The mksquashfs program supports up to 1mb, and if 1mb gives a good benefit over 512k, it's fine to use. The entire range is ok for 64-bit really.

Title: Re: upx for large executables?
Post by: GNUser on May 17, 2024, 11:24:41 AM

Duly noted. Thanks!

Title: Re: upx for large executables?
Post by: hiro on May 17, 2024, 11:55:28 AM

it depends on how the data is going to be accessed. as an example, if there's a huge video file embedded in the binary that plays an intro every time you open the application, in raw video format, it will be accessed sequentially in a big batch at startup and would benefit from an efficient high blocksize form of compression. even more, it would benefit from a lossy video codec.

these are 2 extremes.

a third extreme is if a binary is full of pre-computed lookuptables or something like that, and only a few entries are ever being looked at. then it would make sense to keep the blocksize small enough that most blocks with actual runnable instructions is mostly containing just those, and not whatever other never accessed data.

or, a program is extremely bloated and it contains everything and their grandmother: then you might be unlucky&lucky and most stuff is never accessed, or you might be just unlucky&unlucky and you'll page in everything bec. every second half-block has to be used!

Title: Re: upx for large executables?
Post by: Vaguiner on May 17, 2024, 03:52:21 PM

Quote from: GNUser on May 17, 2024, 11:15:21 AM

Fair enough. Is there at least a range of sizes that you would consider to be reasonable?

a hint

Quote from: CardealRusso on June 23, 2023, 05:38:04 PM

Comp Size Ram Decomp (Real)
zstd(128k) 119MB 391MB 0.37s
lz4(128k) 181MB 381MB 0.35s
gzip(128k) 131MB 379MB 0.32s
zstd(4k) 154MB 385MB 1.12s
gzip(4k) 160MB 374MB 1.15s

Title: Re: upx for large executables?
Post by: GNUser on May 17, 2024, 07:35:39 PM

Interesting, but that's only two block sizes (so not enough to find a sweet spot).
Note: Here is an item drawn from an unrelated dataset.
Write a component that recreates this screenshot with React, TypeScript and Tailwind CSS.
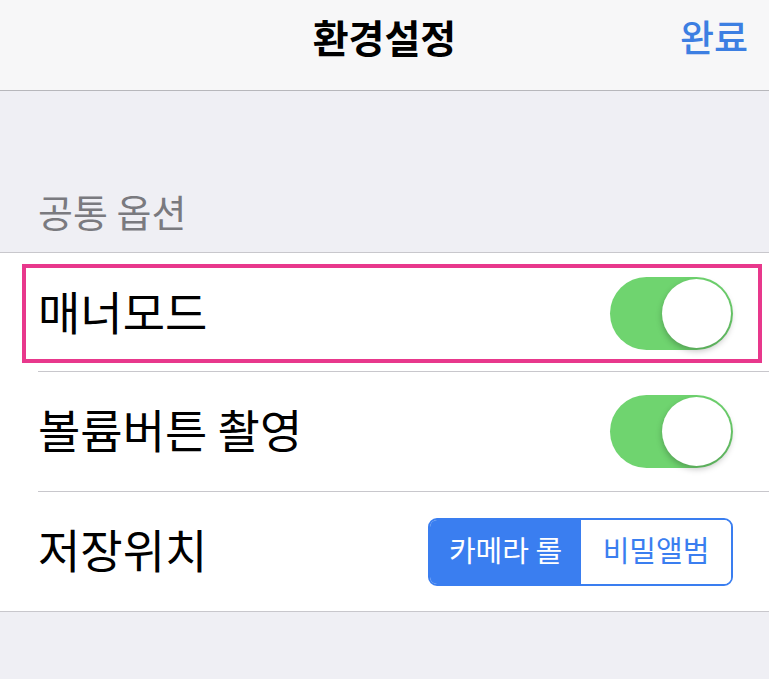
import React from "react";

function Toggle() {
  return (
    <div className="relative h-[73px] w-[123px] rounded-full bg-[#6fd46f]">
      <div className="absolute right-[2px] top-[2px] h-[69px] w-[69px] rounded-full bg-white shadow-[0_3px_6px_rgba(0,0,0,0.25)]" />
    </div>
  );
}

export default function App() {
  return (
    <div className="h-[679px] w-[769px] overflow-hidden bg-[#efeff4] font-['Noto_Sans_CJK_KR','Noto_Sans',sans-serif] text-black">
      <header className="grid h-[91px] grid-cols-[1fr_auto_1fr] items-center border-b border-[#b7b7bb] bg-[#f7f7f8] px-[21px] pb-[18px]">
        <div />
        <div className="text-[39px] font-bold leading-none">환경설정</div>
        <div className="justify-self-end text-[37px] font-medium leading-none text-[#3d7fe2]">완료</div>
      </header>
      <div className="flex h-[161px] items-end px-[38px] pb-[22px]">
        <span className="text-[38px] leading-none text-[#7a7a7f]">공통 옵션</span>
      </div>
      <div className="border-y border-[#c8c7cc] bg-white">
        <div className="h-[118px] pb-[8px] pl-[22px] pr-[7px] pt-[11px]">
          <div className="flex h-full items-center justify-between border-[4px] border-[#e8388c] pl-[12px] pr-[25px]">
            <span className="mb-[8px] text-[46px] leading-none">매너모드</span>
            <Toggle />
          </div>
        </div>
        <div className="ml-[38px] flex h-[120px] items-center justify-between border-t border-[#c8c7cc] pr-[36px]">
          <span className="mb-[8px] text-[46px] leading-none">볼륨버튼 촬영</span>
          <Toggle />
        </div>
        <div className="ml-[38px] flex h-[120px] items-center justify-between border-t border-[#c8c7cc] pr-[36px]">
          <span className="mb-[8px] text-[46px] leading-none">저장위치</span>
          <div className="flex h-[68px] w-[305px] overflow-hidden rounded-[9px] border-2 border-[#3a7ef0] text-[29px]">
            <div className="flex w-[151px] items-center justify-center bg-[#3a7ef0] pb-[3px] text-white">카메라 롤</div>
            <div className="flex flex-1 items-center justify-center bg-white pb-[3px] text-[#3a7ef0]">비밀앨범</div>
          </div>
        </div>
      </div>
    </div>
  );
}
But this data suggests a larger block size results in smaller extension and faster decompression, with no significant difference in RAM usage.

Title: Re: upx for large executables?
Post by: hiro on May 17, 2024, 07:37:43 PM

it's not sure what kind of "ram usage" this is measuring.
but i presume it's most likely during bullk extraction of the whole fine (which we do not do), and not the one we actually care about (ram overhead due to block overhead).

though now that i think about it, i don't even know whether either of these ram usages would actually be significant enough for us to even begin bothering about, versus for example performance effects (due to large block access overhead/inefficiencies during actual smaller partial block highly random access scenarios for example).

less third-party random numbers, more first-party testing please. and explain your numbers.

Title: Re: upx for large executables?
Post by: GNUser on May 17, 2024, 07:43:36 PM

Quote from: hiro on May 17, 2024, 07:37:43 PM

it's not sure what kind of "ram usage" this is measuring.

Good point, hiro.

At the end of the day, the amount of effort in benchmarking and defining terms might be much greater than the technical gains.

Title: Re: upx for large executables?
Post by: hiro on May 17, 2024, 07:47:57 PM

if you try it and the benefit can be felt even without careful measurement, then it's likely worth measuring to optimize further down the same route.
in other words: if you find hints, it's good to use that newly found knowledge and investigate further and try to understand the full situation ;)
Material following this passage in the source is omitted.